Als Bettina Orlopp in den frühen 2000er Jahren ihre beiden Kinder, eine Tochter und einen Sohn, bekommt, geht sie in Teilzeit – damals ein absolutes Novum bei Unternehmensberatungen wie McKinsey, die viel auf ihre Aura der ständig beschäftigten, durch die Welt jettenden Berater geben. Beide Kinder studieren zurzeit im Ausland.

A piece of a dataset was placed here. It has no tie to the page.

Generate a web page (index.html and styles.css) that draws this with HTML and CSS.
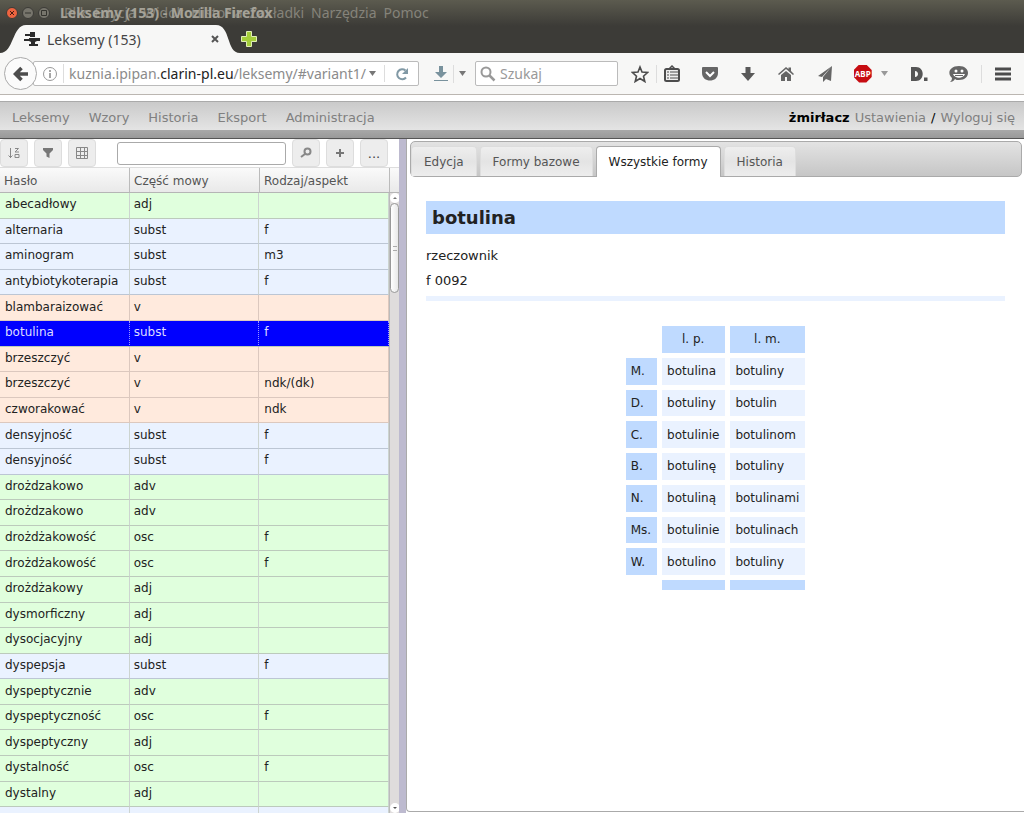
FILE: index.html
```html
<!DOCTYPE html>
<html lang="pl">
  <head>
    <meta charset="UTF-8" />
    <meta name="viewport" content="width=device-width, initial-scale=1">
    <title>Leksemy (153)</title>
    <link rel="stylesheet" href="styles.css">
  </head>
  <body>
    <header class="browser">
      <div class="titlebar">
        <button class="win close" aria-label="Zamknij"><svg width="6" height="6" viewBox="0 0 6 6"><path d="M1 1l4 4M5 1L1 5" stroke="#4a1c10"/></svg></button>
        <button class="win" aria-label="Minimalizuj"><svg width="6" height="6" viewBox="0 0 6 6"><path d="M0 3h6" stroke="#35342f"/></svg></button>
        <button class="win" aria-label="Maksymalizuj"><svg width="6" height="6" viewBox="0 0 6 6"><path d="M.5 .5h5v5h-5z" fill="none" stroke="#35342f"/></svg></button>
        <div class="titles">
          <nav class="globalmenu">
            <span>Plik</span><span>Edycja</span><span>Widok</span><span>Historia</span><span>Zakładki</span><span>Narzędzia</span><span>Pomoc</span>
          </nav>
          <span class="window-title">Leksemy (153) - Mozilla Firefox</span>
        </div>
      </div>
      <div class="tabstrip">
        <div class="btab">
          <svg class="tab-shape" viewBox="0 0 240 28" preserveAspectRatio="none"><path d="M0 28C14 28 12 0 26 0H216C231 0 226 28 240 28Z" fill="#f7f7f6"/></svg>
          <svg class="favicon" width="16" height="16" viewBox="0 0 16 16" fill="#2b2b2b"><path d="M6 1h5v5H6V5H1V3h5zM0 8h5V7h11v3h-3l-2 1v2h3v2H5v-2h2v-2L5 10H0z"/></svg>
          <span class="btab-title">Leksemy (153)</span>
          <button class="btab-close" aria-label="Zamknij kartę"><svg width="8" height="8" viewBox="0 0 8 8"><path d="M1 1l6 6M7 1L1 7" stroke="#555" stroke-width="2"/></svg></button>
        </div>
        <button class="newtab" aria-label="Nowa karta"><svg width="18" height="18" viewBox="0 0 18 18"><path d="M6.500 1.500h5v5h5v5h-5v5h-5v-5h-5v-5h5z" fill="#a4cd3a" stroke="#e0efb4"/></svg></button>
      </div>
      <div class="navbar">
        <button class="back" aria-label="Wstecz"><svg width="16" height="16" viewBox="0 0 16 16"><path d="M8.500 2L2.500 8l6 6M3 8h12" fill="none" stroke="#4c4c4c" stroke-width="3.600"/></svg></button>
        <div class="urlbar">
          <svg width="16" height="16" viewBox="0 0 16 16"><circle cx="8" cy="8" r="6.500" fill="none" stroke="#999"/><path d="M8 7v5M8 4v2" stroke="#888" stroke-width="1.500"/></svg>
          <a class="url" href="#variant1">kuznia.ipipan.<b>clarin-pl.eu</b>/leksemy/#variant1/</a>
          <svg class="caret" width="8" height="5" viewBox="0 0 8 5"><path d="M0 0h7L3.500 5z" fill="#777"/></svg>
          <button class="reload" aria-label="Odśwież"><svg width="14" height="14" viewBox="0 0 14 14"><path d="M11 10.500A5 5 0 1 1 10.500 3.500" fill="none" stroke="#8199a5" stroke-width="2"/><path d="M13 1v6H7z" fill="#8199a5"/></svg></button>
        </div>
        <div class="dl">
          <svg width="14" height="16" viewBox="0 0 14 16"><path d="M5 0h4v6h4l-6 6-6-6h4z" fill="#79929d"/><path d="M0 14.500h14" stroke="#79929d"/></svg>
          <i class="sep"></i>
          <svg width="8" height="5" viewBox="0 0 8 5"><path d="M0 0h7L3.500 5z" fill="#777"/></svg>
        </div>
        <label class="search">
          <svg width="16" height="16" viewBox="0 0 16 16"><circle cx="6" cy="6" r="4.500" fill="none" stroke="#999" stroke-width="2"/><path d="M9.500 9.500l5 5" stroke="#999" stroke-width="2.500"/></svg>
          <input type="text" placeholder="Szukaj" aria-label="Szukaj">
        </label>
        <div class="tools">
          <div class="group">
            <svg width="18" height="18" viewBox="0 0 18 18"><path d="M9 2l2 5 5.500.500-4 3.700 1.300 5.300L9 13.500l-4.800 3 1.300-5.300-4-3.700L7 7z" fill="none" stroke="#4c4c4c" stroke-width="1.600"/></svg>
            <i class="sep"></i>
            <svg width="16" height="18" viewBox="0 0 16 18"><path d="M5 4l3-3 3 3" fill="none" stroke="#4c4c4c" stroke-width="1.500"/><rect x="1" y="4" width="14" height="12" rx="1.500" fill="#eee" stroke="#4c4c4c" stroke-width="2"/><path d="M3 7h2M6 7h8M3 10h2M6 10h8M3 13h2M6 13h8" stroke="#4c4c4c"/></svg>
          </div>
          <svg width="18" height="18" viewBox="0 0 18 18"><path d="M2 2h14q1 0 1 1v5c0 10-16 10-16 0V3q0-1 1-1z" fill="#666"/><path d="M5 7l4 4 4-4" fill="none" stroke="#fff" stroke-width="2"/></svg>
          <svg width="16" height="16" viewBox="0 0 16 16"><path d="M5.500 1h5v6H15l-7 8-7-8h4.500z" fill="#595959"/></svg>
          <svg width="18" height="18" viewBox="0 0 18 18"><path d="M1 9l8-7 2.500 2V2.500H14V6l3 3-1 1-7-6-7 6z" fill="#666"/><path d="M4 10l5-4 5 4v6h-4v-4H8v4H4z" fill="#666"/></svg>
          <svg width="16" height="18" viewBox="0 0 16 18"><path d="M15 1L1 11l4 1zM15 1L6 12v5l3-3 5 2z" fill="#666"/></svg>
          <div class="group abp-wrap">
            <span class="abp">ABP</span>
            <svg width="8" height="5" viewBox="0 0 8 5"><path d="M0 0h7L3.500 5z" fill="#999"/></svg>
          </div>
          <svg width="18" height="16" viewBox="0 0 18 16"><path fill-rule="evenodd" d="M1 1h5c9 0 9 14 0 14H1zM5 5v6c4 0 4-6 0-6zM14 11.500h3.500V15H14z" fill="#555"/></svg>
          <div class="group last">
            <svg width="20" height="18" viewBox="0 0 20 18"><path d="M10 1c12 0 12 14 0 14-2 0-3 0-4-1-1 2-3 3-5 3 1-1 2-2 2-4C-2 9 0 1 10 1z" fill="#666"/><circle cx="7" cy="6" r="1.500" fill="#fff"/><circle cx="13" cy="6" r="1.500" fill="#fff"/><path d="M4 9h12c-2 5-10 5-12 0z" fill="#fff"/><path d="M6 10.500h8" stroke="#666"/></svg>
            <i class="sep"></i>
            <svg width="18" height="16" viewBox="0 0 18 16"><path d="M1 3h16M1 8h16M1 13h16" stroke="#4c4c4c" stroke-width="3"/></svg>
          </div>
        </div>
      </div>
    </header>

    <div class="menubar">
      <nav>
        <a href="#">Leksemy</a><a href="#">Wzory</a><a href="#">Historia</a><a href="#">Eksport</a><a href="#">Administracja</a>
      </nav>
      <div class="user"><b>żmirłacz</b><a href="#">Ustawienia</a><span>/</span><a href="#">Wyloguj się</a></div>
    </div>

    <main class="panes">
      <section class="left">
        <div class="toolbar">
          <button aria-label="Sortuj"><svg width="12" height="12" viewBox="0 0 12 12" fill="none" stroke="#888"><path d="M2.500 1v10M.5 8.500l2 2 2-2M7 1.500h3.500L7 5h4M7 7.500h4v3H7z"/></svg></button>
          <button aria-label="Filtruj"><svg width="10" height="10" viewBox="0 0 10 10"><path d="M0 0h10v2L6.500 5.500V10l-3-1.500v-3L0 2z" fill="#777"/></svg></button>
          <button aria-label="Kolumny"><svg width="12" height="12" viewBox="0 0 12 12"><path d="M.5 .5h11v11H.5zM4.500 0v12M8.500 0v12M0 4.500h12M0 8.500h12" fill="none" stroke="#888"/></svg></button>
          <input type="text" aria-label="Szukaj leksemu">
          <button aria-label="Szukaj"><svg width="12" height="12" viewBox="0 0 12 12"><circle cx="7.500" cy="4.500" r="3" fill="none" stroke="#888" stroke-width="2"/><path d="M5 7l-4 3" stroke="#888" stroke-width="2"/></svg></button>
          <button aria-label="Dodaj"><svg width="10" height="10" viewBox="0 0 10 10"><path d="M5 1v8M1 5h8" stroke="#777" stroke-width="2"/></svg></button>
          <button>...</button>
        </div>
        <div class="grid-head"><span>Hasło</span><span>Część mowy</span><span>Rodzaj/aspekt</span></div>
        <div class="grid-body">
          <table class="lexemes">
            <tr class="adj"><td>abecadłowy</td><td>adj</td><td></td></tr>
            <tr class="subst"><td>alternaria</td><td>subst</td><td>f</td></tr>
            <tr class="subst"><td>aminogram</td><td>subst</td><td>m3</td></tr>
            <tr class="subst"><td>antybiotykoterapia</td><td>subst</td><td>f</td></tr>
            <tr class="verb"><td>blambaraizować</td><td>v</td><td></td></tr>
            <tr class="selected"><td>botulina</td><td>subst</td><td>f</td></tr>
            <tr class="verb"><td>brzeszczyć</td><td>v</td><td></td></tr>
            <tr class="verb"><td>brzeszczyć</td><td>v</td><td>ndk/(dk)</td></tr>
            <tr class="verb"><td>czworakować</td><td>v</td><td>ndk</td></tr>
            <tr class="subst"><td>densyjność</td><td>subst</td><td>f</td></tr>
            <tr class="subst"><td>densyjność</td><td>subst</td><td>f</td></tr>
            <tr class="adj"><td>drożdzakowo</td><td>adv</td><td></td></tr>
            <tr class="adj"><td>drożdzakowo</td><td>adv</td><td></td></tr>
            <tr class="adj"><td>drożdżakowość</td><td>osc</td><td>f</td></tr>
            <tr class="adj"><td>drożdżakowość</td><td>osc</td><td>f</td></tr>
            <tr class="adj"><td>drożdżakowy</td><td>adj</td><td></td></tr>
            <tr class="adj"><td>dysmorficzny</td><td>adj</td><td></td></tr>
            <tr class="adj"><td>dysocjacyjny</td><td>adj</td><td></td></tr>
            <tr class="subst"><td>dyspepsja</td><td>subst</td><td>f</td></tr>
            <tr class="adj"><td>dyspeptycznie</td><td>adv</td><td></td></tr>
            <tr class="adj"><td>dyspeptyczność</td><td>osc</td><td>f</td></tr>
            <tr class="adj"><td>dyspeptyczny</td><td>adj</td><td></td></tr>
            <tr class="adj"><td>dystalność</td><td>osc</td><td>f</td></tr>
            <tr class="adj"><td>dystalny</td><td>adj</td><td></td></tr>
            <tr class="subst"><td>dziesiętnik</td><td>subst</td><td>m3</td></tr>
          </table>
          <div class="scrollbar">
            <svg class="arrow" width="10" height="10" viewBox="0 0 10 10"><path d="M3 6l2-2 2 2z" fill="#777"/></svg>
            <div class="thumb"><i></i></div>
            <svg class="arrow down" width="10" height="10" viewBox="0 0 10 10"><path d="M3 4l2 2 2-2z" fill="#555"/></svg>
          </div>
        </div>
      </section>

      <div class="splitter"></div>

      <section class="right">
        <div class="tabs">
          <button>Edycja</button>
          <button>Formy bazowe</button>
          <button class="active">Wszystkie formy</button>
          <button>Historia</button>
        </div>
        <article class="entry">
          <h1>botulina</h1>
          <p>rzeczownik</p>
          <p>f 0092</p>
          <hr>
          <table class="forms">
            <tr><td class="blank"></td><th class="col">l. p.</th><th class="col">l. m.</th></tr>
            <tr><th>M.</th><td>botulina</td><td>botuliny</td></tr>
            <tr><th>D.</th><td>botuliny</td><td>botulin</td></tr>
            <tr><th>C.</th><td>botulinie</td><td>botulinom</td></tr>
            <tr><th>B.</th><td>botulinę</td><td>botuliny</td></tr>
            <tr><th>N.</th><td>botuliną</td><td>botulinami</td></tr>
            <tr><th>Ms.</th><td>botulinie</td><td>botulinach</td></tr>
            <tr><th>W.</th><td>botulino</td><td>botuliny</td></tr>
            <tr class="foot"><td class="blank"></td><th></th><th></th></tr>
          </table>
        </article>
      </section>
    </main>
  </body>
</html>
```
FILE: styles.css
```css
* {
  box-sizing: border-box;
}

body {
  margin: 0;
  height: 100vh;
  display: flex;
  flex-direction: column;
  overflow: hidden;
  font-family: "DejaVu Sans", sans-serif;
  font-size: 12px;
  color: #222;
  background: #fff;
}

button {
  font: inherit;
  padding: 0;
  border: 0;
  background: none;
}

svg {
  flex: none;
}

/* browser window */
.browser {
  flex: none;
  font-family: "Noto Sans", sans-serif;
  background: linear-gradient(#5c5b4f, #3c3b37 26px);
}

.titlebar {
  height: 25px;
  display: flex;
  align-items: center;
  gap: 4px;
  padding-left: 6px;
}

.win {
  width: 12px;
  height: 12px;
  display: flex;
  align-items: center;
  justify-content: center;
  border-radius: 50%;
  background: #77756c;
  border: 1px solid #3c3b37;
}

.win.close {
  background: #ee6440;
}

.titles {
  display: grid;
  margin-left: 6px;
  font-size: 14px;
  line-height: 24px;
  white-space: nowrap;
}

.titles > * {
  grid-area: 1 / 1;
}

.globalmenu {
  display: flex;
  gap: 7px;
  padding-left: 4px;
  color: #85837a;
}

.window-title {
  font-weight: bold;
  color: #a5a298;
}

.tabstrip {
  height: 28px;
  display: flex;
  align-items: center;
}

.btab {
  position: relative;
  width: 240px;
  height: 28px;
  display: flex;
  align-items: center;
  padding: 0 21px 0 24px;
  font-size: 14px;
  color: #444;
}

.btab > * {
  position: relative;
}

.btab .tab-shape {
  position: absolute;
  inset: 0;
  width: 100%;
  height: 100%;
}

.btab-title {
  flex: 1;
  margin-left: 7px;
}

.btab-close,
.newtab {
  display: flex;
}

.navbar {
  height: 42px;
  display: flex;
  align-items: center;
  padding: 0 12px 0 4px;
  background: #f7f7f6;
  border-bottom: 1px solid #bbb6b1;
}

.back {
  z-index: 1;
  width: 33px;
  height: 33px;
  display: flex;
  align-items: center;
  justify-content: center;
  border: 1px solid #aaa;
  border-radius: 50%;
  background: #fbfbfb;
}

.urlbar {
  width: 386px;
  height: 25px;
  display: flex;
  align-items: center;
  margin-left: -4px;
  padding-left: 8px;
  border: 1px solid #bbb;
  border-radius: 2px;
  background: #fff;
}

.url {
  flex: 1;
  margin-left: 5px;
  padding-left: 5px;
  border-left: 1px solid #ddd;
  font-size: 14px;
  line-height: 19px;
  color: #8b8b8b;
  text-decoration: none;
  white-space: nowrap;
}

.url b {
  font-weight: normal;
  color: #222;
}

.reload {
  width: 34px;
  height: 17px;
  display: flex;
  align-items: center;
  justify-content: center;
  margin-left: 7px;
  border-left: 1px solid #ddd;
}

.dl {
  display: flex;
  align-items: center;
  gap: 5px;
  margin: 0 8px 0 15px;
}

.sep {
  width: 1px;
  height: 18px;
  background: #ddd;
}

.search {
  width: 143px;
  height: 25px;
  display: flex;
  align-items: center;
  gap: 4px;
  padding-left: 4px;
  border: 1px solid #bbb;
  border-radius: 2px;
  background: #fff;
}

.search input {
  width: 100px;
  padding: 0;
  border: 0;
  outline: 0;
  font: 14px "Noto Sans", sans-serif;
}

.search input::placeholder {
  color: #999;
}

.tools {
  flex: 1;
  display: flex;
  align-items: center;
  justify-content: space-between;
  margin-left: 13px;
}

.group {
  display: flex;
  align-items: center;
  gap: 7px;
}

.group.abp-wrap {
  gap: 9px;
}

.group.last {
  gap: 12px;
}

.abp {
  width: 18px;
  height: 18px;
  background: #c70d12;
  clip-path: polygon(30% 0, 70% 0, 100% 30%, 100% 70%, 70% 100%, 30% 100%, 0 70%, 0 30%);
  color: #fff;
  font-size: 8px;
  font-weight: bold;
  line-height: 18px;
  text-align: center;
}

/* application menu */
.menubar {
  flex: none;
  height: 38px;
  display: flex;
  justify-content: space-between;
  margin-top: 6px;
  padding: 0 9px 0 12px;
  border-top: 1px solid #aaa;
  border-bottom: 1px solid #555;
  background: linear-gradient(#cacaca, #e4e4e4 28px, #a8a8a8 28px, #999);
  font-size: 13px;
  line-height: 31px;
  color: #000;
}

.menubar nav {
  display: flex;
  gap: 19px;
}

.user {
  display: flex;
  gap: 5px;
}

.menubar a {
  color: #808080;
  text-decoration: none;
}

.panes {
  flex: 1;
  min-height: 0;
  display: flex;
}

/* lexeme list */
.left {
  flex: 0 0 399px;
  min-width: 0;
  display: flex;
  flex-direction: column;
}

.toolbar {
  flex: none;
  height: 28px;
  display: flex;
  align-items: center;
  gap: 6px;
  padding-right: 11px;
}

.toolbar button {
  flex: 0 0 28px;
  height: 28px;
  display: flex;
  align-items: center;
  justify-content: center;
  border: 1px solid #ddd;
  border-radius: 4px;
  background: #ededed;
  font-size: 13px;
  color: #444;
}

.toolbar input {
  flex: 1;
  min-width: 0;
  height: 23px;
  margin-left: 15px;
  border: 1px solid #aaa;
  border-radius: 3px;
}

.grid-head {
  flex: none;
  height: 26px;
  display: flex;
  border-top: 1px solid #ddd;
  border-bottom: 1px solid #b5b5b5;
  background: linear-gradient(#fafafa, #e9e9e9);
  color: #555;
  line-height: 26px;
}

.grid-head span {
  width: 130px;
  padding-left: 4px;
  border-right: 1px solid #bbb;
}

.grid-body {
  flex: 1;
  min-height: 0;
  display: flex;
  overflow: hidden;
}

.lexemes {
  flex: none;
  width: 389px;
  height: 640px;
  table-layout: fixed;
  border-collapse: separate;
  border-spacing: 0;
}

.lexemes td {
  padding: 0 0 2px 5px;
  border-right: 1px solid #ccd4d0;
  border-bottom: 1px solid #bccabc;
}

.lexemes td:nth-child(2) {
  padding-left: 4px;
}

.adj {
  background: #e0ffdd;
}

.subst {
  background: #eaf2ff;
}

.verb {
  background: #ffeadd;
}

.lexemes .subst td {
  border-bottom-color: #bcc6d4;
}

.lexemes .verb td {
  border-color: #dcc8be;
}

.selected {
  background: #00f;
  color: #ddf;
}

.lexemes .selected td {
  border-right: 1px dotted #99f;
}

.scrollbar {
  flex: 1;
  min-width: 0;
  display: flex;
  flex-direction: column;
  border-left: 1px solid #bbb;
  background: #dfdcdc;
}

.arrow {
  background: #fff;
  border-radius: 5px;
}

.arrow.down {
  margin-top: auto;
}

.thumb {
  height: 90px;
  display: flex;
  align-items: center;
  justify-content: center;
  border: 1px solid #999;
  border-radius: 5px;
  background: linear-gradient(90deg, #fff, #e8e8e8);
}

.thumb i {
  width: 4px;
  height: 5px;
  border-top: 1px solid #aaa;
  border-bottom: 1px solid #aaa;
}

.splitter {
  flex: 0 0 7px;
  background: #bdbacf;
}

/* lexeme details */
.right {
  flex: 1;
  padding: 2px 2px 0 3px;
  margin-bottom: 1px;
  border: 1px solid #aaa;
  border-top: 0;
  border-right: 0;
  border-radius: 0 0 0 4px;
}

.tabs {
  height: 36px;
  display: flex;
  align-items: flex-end;
  gap: 3px;
  border: 1px solid #aaa;
  border-radius: 5px;
  background: linear-gradient(#e3e3e3, #c6c6c6);
}

.tabs button {
  height: 30px;
  padding: 0 12px;
  border: 1px solid #ddd;
  border-bottom: 0;
  border-radius: 4px 4px 0 0;
  background: linear-gradient(#eee, #e4e4e4 50%, #ededed);
  color: #555;
}

.tabs .active {
  height: 31px;
  margin-bottom: -1px;
  border-color: #aaa;
  background: #fff;
  color: #222;
}

.entry {
  padding: 24px 17px 0 16px;
}

h1 {
  margin: 0 0 12px;
  padding: 0 6px;
  background: #bfdaff;
  font-size: 18px;
  line-height: 33px;
}

.entry p {
  margin: 0 0 6px;
  font-size: 13px;
  line-height: 19px;
}

hr {
  height: 5px;
  margin: 0;
  border: 0;
  background: #eaf2ff;
}

.forms {
  height: 274px;
  margin: 20px auto 0;
  border-spacing: 5px;
}

.forms td,
.forms th {
  padding: 0 6px 0 5px;
  font-weight: normal;
  text-align: left;
  background: #eaf2ff;
}

.forms th {
  background: #bfdaff;
}

.forms .col {
  text-align: center;
}

.forms .blank {
  background: none;
}

.forms .foot {
  height: 10px;
}
```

Heute rät sie Müttern allerdings eher von Teilzeit ab: „Eine Führungsaufgabe hat immer auch ein Preisschild.“

Auch von der Frauenquote hält Orlopp wenig, hat aber die Zahl der weiblichen Führungskräfte in ihrem Bereich auf über 30 Prozent hochgeschraubt. „Wie viele Frauen befördert werden, sollte davon abhängen, wie hoch ihr Anteil in der Ebene darunter ist.“ Das führe zu weniger Frust und sei „schlauer, als es anders zu machen.“

Genauso pragmatisch ist auch ihre Business-Strategie: „Man muss Probleme in kleine, verdaubare Stücke zerteilen“. Dann würden „auch große Aufgaben machbar“. Noch hat sie den Abwehrkampf gegen Orcel und seine Unicredit nicht gewonnen – doch noch steht die Commerzbank, und es geht Schritt für Schritt voran.